▶ [DO THIS]:
Tally all lines containing the word "code". Give the number alone.

▶ [RECORDED INFORMATION]:
☆ ☆ ☆ ☆ ☆ ☆ ☆
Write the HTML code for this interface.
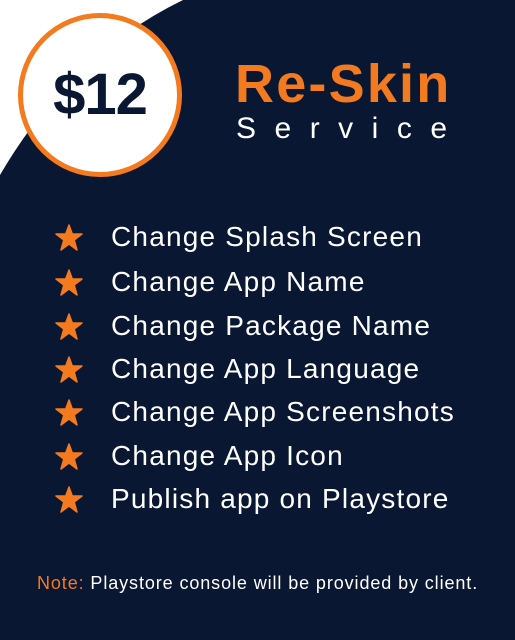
☆ ☆ ☆ ☆ ☆ ☆ ☆
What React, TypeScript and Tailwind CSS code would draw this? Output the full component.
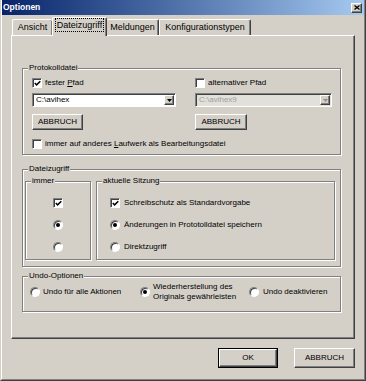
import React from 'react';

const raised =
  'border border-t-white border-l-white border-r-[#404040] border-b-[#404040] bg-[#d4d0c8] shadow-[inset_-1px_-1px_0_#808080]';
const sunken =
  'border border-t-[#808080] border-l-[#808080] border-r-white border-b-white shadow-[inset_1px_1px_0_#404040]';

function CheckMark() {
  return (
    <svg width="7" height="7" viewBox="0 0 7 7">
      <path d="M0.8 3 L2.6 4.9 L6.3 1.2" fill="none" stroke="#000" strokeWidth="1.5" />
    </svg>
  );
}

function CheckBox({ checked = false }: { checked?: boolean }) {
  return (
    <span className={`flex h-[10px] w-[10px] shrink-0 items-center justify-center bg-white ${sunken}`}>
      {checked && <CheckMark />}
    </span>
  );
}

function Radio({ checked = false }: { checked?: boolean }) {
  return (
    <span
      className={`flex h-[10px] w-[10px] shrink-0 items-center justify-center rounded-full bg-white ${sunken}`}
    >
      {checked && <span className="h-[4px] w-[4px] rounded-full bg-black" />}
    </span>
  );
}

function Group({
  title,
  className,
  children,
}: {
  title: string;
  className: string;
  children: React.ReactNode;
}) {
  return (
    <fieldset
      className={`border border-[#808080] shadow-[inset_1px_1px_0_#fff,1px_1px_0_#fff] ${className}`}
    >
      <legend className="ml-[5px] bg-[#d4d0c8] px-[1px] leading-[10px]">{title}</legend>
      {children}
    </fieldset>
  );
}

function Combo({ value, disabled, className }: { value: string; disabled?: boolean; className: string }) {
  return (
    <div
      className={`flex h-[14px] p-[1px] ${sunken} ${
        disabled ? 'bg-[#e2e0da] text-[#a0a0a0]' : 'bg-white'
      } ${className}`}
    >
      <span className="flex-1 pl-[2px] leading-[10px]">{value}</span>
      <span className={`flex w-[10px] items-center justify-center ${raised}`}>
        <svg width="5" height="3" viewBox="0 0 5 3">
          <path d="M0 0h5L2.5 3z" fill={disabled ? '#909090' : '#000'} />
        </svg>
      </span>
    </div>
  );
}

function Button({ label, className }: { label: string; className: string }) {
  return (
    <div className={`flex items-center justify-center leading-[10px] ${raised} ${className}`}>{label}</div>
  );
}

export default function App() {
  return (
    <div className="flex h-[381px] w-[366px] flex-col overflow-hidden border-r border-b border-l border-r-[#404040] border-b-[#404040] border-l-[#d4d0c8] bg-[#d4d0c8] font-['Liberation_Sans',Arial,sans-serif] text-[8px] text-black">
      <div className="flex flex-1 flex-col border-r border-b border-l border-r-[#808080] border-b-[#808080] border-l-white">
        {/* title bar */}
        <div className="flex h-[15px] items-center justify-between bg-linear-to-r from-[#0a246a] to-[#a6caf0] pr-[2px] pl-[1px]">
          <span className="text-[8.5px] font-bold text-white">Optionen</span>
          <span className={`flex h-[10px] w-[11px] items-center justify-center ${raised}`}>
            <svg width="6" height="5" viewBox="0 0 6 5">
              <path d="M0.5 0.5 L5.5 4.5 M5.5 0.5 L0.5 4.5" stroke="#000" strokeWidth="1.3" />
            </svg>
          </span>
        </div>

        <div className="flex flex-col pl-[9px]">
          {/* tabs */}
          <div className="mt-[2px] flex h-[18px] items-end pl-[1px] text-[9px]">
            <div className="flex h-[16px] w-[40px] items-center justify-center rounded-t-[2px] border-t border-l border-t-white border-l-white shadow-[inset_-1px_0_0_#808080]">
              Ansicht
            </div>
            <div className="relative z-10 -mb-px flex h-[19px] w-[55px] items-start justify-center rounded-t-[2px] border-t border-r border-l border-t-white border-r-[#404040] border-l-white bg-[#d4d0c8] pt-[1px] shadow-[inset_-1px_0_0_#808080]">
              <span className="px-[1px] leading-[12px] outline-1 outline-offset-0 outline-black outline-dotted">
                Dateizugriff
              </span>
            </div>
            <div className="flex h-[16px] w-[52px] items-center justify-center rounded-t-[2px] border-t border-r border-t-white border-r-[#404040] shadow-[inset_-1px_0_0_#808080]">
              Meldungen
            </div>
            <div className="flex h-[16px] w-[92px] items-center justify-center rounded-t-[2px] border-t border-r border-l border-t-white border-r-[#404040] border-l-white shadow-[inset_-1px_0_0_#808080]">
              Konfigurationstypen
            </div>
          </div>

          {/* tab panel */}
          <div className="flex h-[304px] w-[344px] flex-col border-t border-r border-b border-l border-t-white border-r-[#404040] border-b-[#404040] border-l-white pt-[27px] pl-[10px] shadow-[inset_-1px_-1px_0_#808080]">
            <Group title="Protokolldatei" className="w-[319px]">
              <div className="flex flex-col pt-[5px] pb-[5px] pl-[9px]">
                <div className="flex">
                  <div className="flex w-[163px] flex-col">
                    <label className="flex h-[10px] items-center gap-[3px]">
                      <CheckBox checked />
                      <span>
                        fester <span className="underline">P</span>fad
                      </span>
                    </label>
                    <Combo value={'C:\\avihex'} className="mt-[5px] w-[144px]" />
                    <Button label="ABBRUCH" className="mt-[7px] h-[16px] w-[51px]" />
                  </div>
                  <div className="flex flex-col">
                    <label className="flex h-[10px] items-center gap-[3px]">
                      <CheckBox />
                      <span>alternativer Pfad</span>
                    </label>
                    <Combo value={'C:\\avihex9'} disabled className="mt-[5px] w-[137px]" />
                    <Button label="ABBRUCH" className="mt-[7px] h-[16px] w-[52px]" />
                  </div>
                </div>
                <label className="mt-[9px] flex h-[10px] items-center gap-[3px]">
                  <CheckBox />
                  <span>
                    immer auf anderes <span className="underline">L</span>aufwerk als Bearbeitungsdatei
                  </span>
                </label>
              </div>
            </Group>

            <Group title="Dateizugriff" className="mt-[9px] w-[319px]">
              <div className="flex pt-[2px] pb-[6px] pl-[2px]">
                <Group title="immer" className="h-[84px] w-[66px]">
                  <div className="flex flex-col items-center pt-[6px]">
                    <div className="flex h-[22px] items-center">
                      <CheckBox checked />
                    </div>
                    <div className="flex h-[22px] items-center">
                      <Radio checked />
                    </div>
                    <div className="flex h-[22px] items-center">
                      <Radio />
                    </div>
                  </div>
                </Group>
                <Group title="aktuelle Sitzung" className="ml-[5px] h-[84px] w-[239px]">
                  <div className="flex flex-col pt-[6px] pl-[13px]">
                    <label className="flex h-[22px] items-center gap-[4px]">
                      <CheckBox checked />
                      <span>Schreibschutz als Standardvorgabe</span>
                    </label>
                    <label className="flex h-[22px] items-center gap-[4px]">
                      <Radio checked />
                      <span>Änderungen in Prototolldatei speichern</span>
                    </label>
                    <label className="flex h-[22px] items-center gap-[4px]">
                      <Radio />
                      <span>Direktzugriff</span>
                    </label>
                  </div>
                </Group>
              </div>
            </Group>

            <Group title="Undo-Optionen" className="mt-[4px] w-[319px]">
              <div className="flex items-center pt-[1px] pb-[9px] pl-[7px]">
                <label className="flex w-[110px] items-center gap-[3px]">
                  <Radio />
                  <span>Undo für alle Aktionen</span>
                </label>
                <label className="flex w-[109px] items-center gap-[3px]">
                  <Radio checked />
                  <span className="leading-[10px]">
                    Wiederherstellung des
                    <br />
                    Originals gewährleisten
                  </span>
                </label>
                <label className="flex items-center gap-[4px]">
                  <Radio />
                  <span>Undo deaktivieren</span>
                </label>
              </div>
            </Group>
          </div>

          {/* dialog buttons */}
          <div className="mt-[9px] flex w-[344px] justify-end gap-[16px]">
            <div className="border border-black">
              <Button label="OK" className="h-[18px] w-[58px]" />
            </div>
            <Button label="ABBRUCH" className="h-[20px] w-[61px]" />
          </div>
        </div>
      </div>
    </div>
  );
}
☆ ☆ ☆ ☆ ☆ ☆ ☆
▶ [WRITTEN RESPONSE]:
2